#### Exercise goal
Collect each line of the entries that holds the string "Output".

#### Data in this exercise
--------------------

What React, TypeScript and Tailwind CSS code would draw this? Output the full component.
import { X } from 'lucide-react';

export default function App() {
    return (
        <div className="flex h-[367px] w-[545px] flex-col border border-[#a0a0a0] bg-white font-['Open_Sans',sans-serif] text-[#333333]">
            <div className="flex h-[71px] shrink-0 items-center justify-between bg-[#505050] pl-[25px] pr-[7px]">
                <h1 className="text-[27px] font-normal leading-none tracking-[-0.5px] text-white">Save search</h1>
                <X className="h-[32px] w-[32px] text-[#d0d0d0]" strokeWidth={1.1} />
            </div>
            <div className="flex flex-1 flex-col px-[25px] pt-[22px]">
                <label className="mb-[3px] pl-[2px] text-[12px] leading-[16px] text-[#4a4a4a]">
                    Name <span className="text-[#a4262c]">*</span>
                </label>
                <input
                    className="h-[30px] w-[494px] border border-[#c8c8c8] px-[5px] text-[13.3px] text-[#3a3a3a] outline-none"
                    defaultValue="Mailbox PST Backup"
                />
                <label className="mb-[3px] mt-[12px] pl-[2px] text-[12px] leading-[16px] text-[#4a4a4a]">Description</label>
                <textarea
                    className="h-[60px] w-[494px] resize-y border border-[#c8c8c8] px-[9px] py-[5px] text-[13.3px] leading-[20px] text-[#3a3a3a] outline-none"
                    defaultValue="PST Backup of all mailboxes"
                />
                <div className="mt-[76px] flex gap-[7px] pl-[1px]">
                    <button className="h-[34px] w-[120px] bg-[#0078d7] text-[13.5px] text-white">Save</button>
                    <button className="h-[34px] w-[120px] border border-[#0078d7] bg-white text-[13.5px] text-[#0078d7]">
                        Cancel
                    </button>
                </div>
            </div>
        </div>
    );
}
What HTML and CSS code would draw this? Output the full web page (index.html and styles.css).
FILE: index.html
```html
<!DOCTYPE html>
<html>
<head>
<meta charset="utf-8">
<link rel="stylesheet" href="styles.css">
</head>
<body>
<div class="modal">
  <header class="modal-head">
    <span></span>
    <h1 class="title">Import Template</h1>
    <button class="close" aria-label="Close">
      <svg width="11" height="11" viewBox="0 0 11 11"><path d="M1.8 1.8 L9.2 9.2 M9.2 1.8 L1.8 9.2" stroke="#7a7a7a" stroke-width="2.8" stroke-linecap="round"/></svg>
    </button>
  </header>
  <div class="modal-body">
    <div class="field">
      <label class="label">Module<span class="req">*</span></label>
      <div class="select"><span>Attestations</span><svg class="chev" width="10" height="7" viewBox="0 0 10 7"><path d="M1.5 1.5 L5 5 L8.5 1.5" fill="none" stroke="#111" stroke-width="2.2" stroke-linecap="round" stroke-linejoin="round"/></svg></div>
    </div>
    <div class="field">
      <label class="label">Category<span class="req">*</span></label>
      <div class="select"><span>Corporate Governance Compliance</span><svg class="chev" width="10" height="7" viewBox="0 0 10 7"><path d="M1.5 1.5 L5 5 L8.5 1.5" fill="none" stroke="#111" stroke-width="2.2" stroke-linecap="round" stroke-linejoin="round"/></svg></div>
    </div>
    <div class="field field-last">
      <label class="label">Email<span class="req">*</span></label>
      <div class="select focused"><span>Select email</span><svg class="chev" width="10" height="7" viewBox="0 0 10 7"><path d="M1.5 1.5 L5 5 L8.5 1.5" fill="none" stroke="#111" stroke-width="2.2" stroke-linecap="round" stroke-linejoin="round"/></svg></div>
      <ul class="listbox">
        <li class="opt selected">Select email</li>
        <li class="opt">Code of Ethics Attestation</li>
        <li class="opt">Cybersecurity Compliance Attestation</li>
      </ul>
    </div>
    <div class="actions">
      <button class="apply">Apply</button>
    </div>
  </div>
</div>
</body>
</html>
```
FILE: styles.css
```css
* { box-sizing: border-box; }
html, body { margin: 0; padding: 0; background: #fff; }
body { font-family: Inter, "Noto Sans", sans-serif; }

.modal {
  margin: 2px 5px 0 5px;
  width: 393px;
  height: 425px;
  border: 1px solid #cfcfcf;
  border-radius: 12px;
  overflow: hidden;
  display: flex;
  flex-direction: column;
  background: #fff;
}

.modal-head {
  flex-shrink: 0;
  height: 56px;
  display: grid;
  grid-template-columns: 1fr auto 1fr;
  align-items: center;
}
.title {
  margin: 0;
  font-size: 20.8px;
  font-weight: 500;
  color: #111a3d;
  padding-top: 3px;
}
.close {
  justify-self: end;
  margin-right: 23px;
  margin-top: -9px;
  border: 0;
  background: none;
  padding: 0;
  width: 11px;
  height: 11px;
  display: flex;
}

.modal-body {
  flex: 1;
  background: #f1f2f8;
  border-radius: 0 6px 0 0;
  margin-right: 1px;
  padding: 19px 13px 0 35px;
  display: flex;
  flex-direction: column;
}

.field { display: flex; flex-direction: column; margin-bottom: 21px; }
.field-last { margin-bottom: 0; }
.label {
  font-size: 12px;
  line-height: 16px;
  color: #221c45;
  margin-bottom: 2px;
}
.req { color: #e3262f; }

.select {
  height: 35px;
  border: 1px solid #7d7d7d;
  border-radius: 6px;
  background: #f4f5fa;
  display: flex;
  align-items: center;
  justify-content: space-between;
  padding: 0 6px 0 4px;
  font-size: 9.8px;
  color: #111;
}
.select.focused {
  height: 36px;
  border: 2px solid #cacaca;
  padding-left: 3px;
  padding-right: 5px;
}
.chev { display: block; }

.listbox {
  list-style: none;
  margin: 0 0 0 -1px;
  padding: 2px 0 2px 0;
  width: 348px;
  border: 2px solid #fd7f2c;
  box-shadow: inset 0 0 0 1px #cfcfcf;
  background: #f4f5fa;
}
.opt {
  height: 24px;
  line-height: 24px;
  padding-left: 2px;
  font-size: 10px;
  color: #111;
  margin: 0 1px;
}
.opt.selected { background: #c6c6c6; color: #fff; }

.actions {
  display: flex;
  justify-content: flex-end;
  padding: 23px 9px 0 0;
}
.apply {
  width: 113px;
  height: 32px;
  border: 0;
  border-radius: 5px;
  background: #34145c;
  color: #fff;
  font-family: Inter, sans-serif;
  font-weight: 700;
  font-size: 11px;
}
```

--------------------

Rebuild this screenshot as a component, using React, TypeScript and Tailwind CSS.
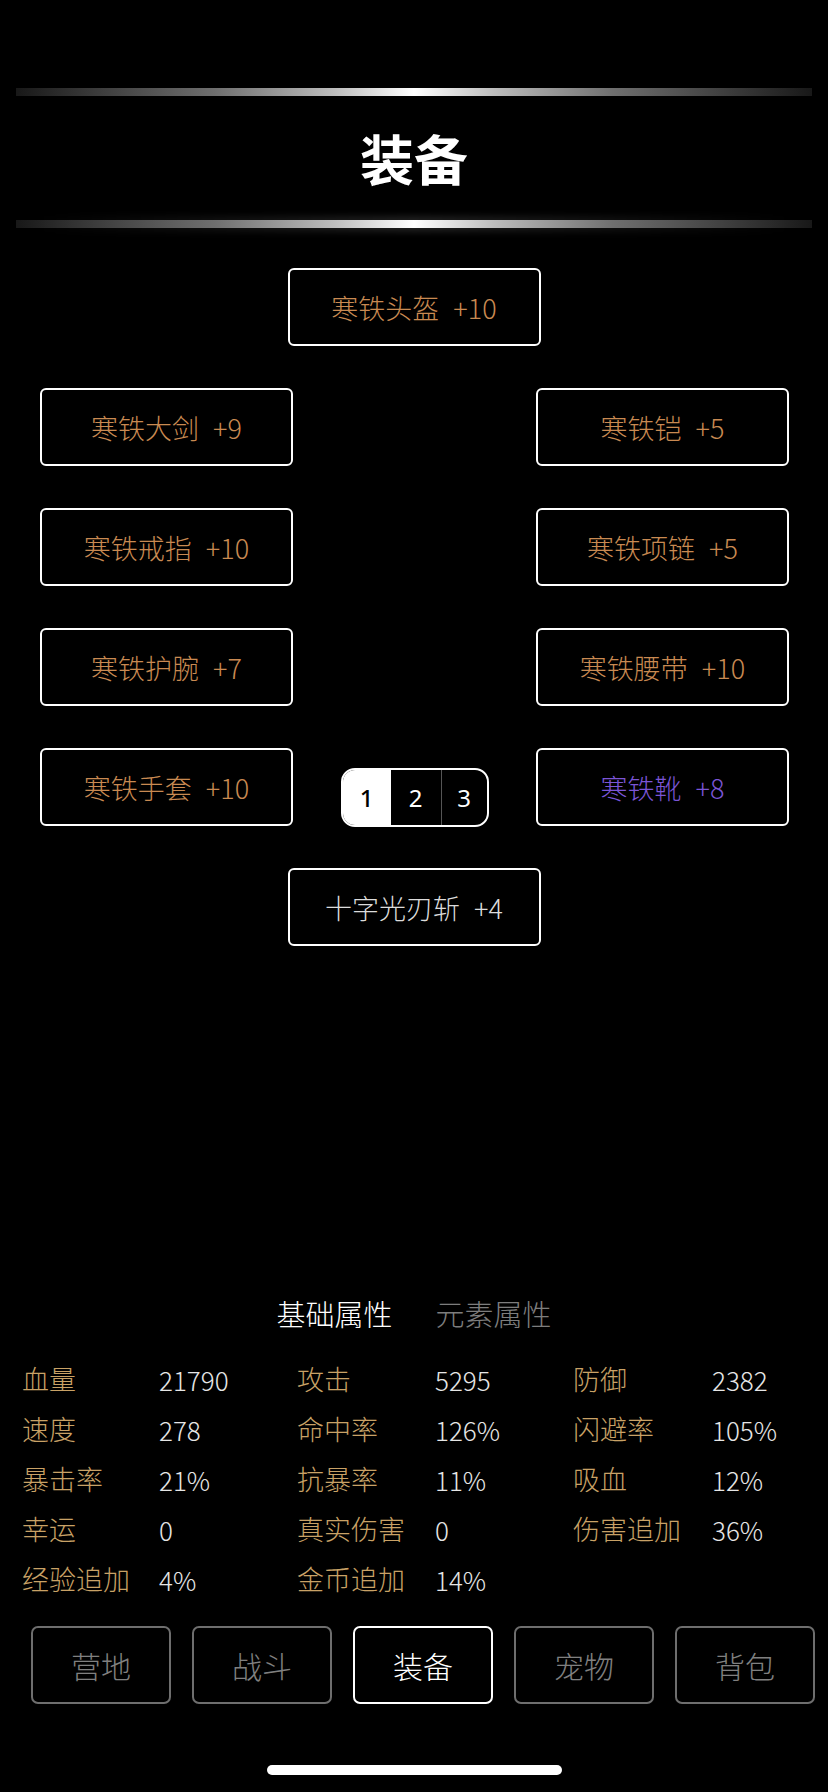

--------------------

#### Finished exercise
What React, TypeScript and Tailwind CSS code would draw this? Output the full component.
What HTML and CSS code would draw this? Output the full web page (index.html and styles.css).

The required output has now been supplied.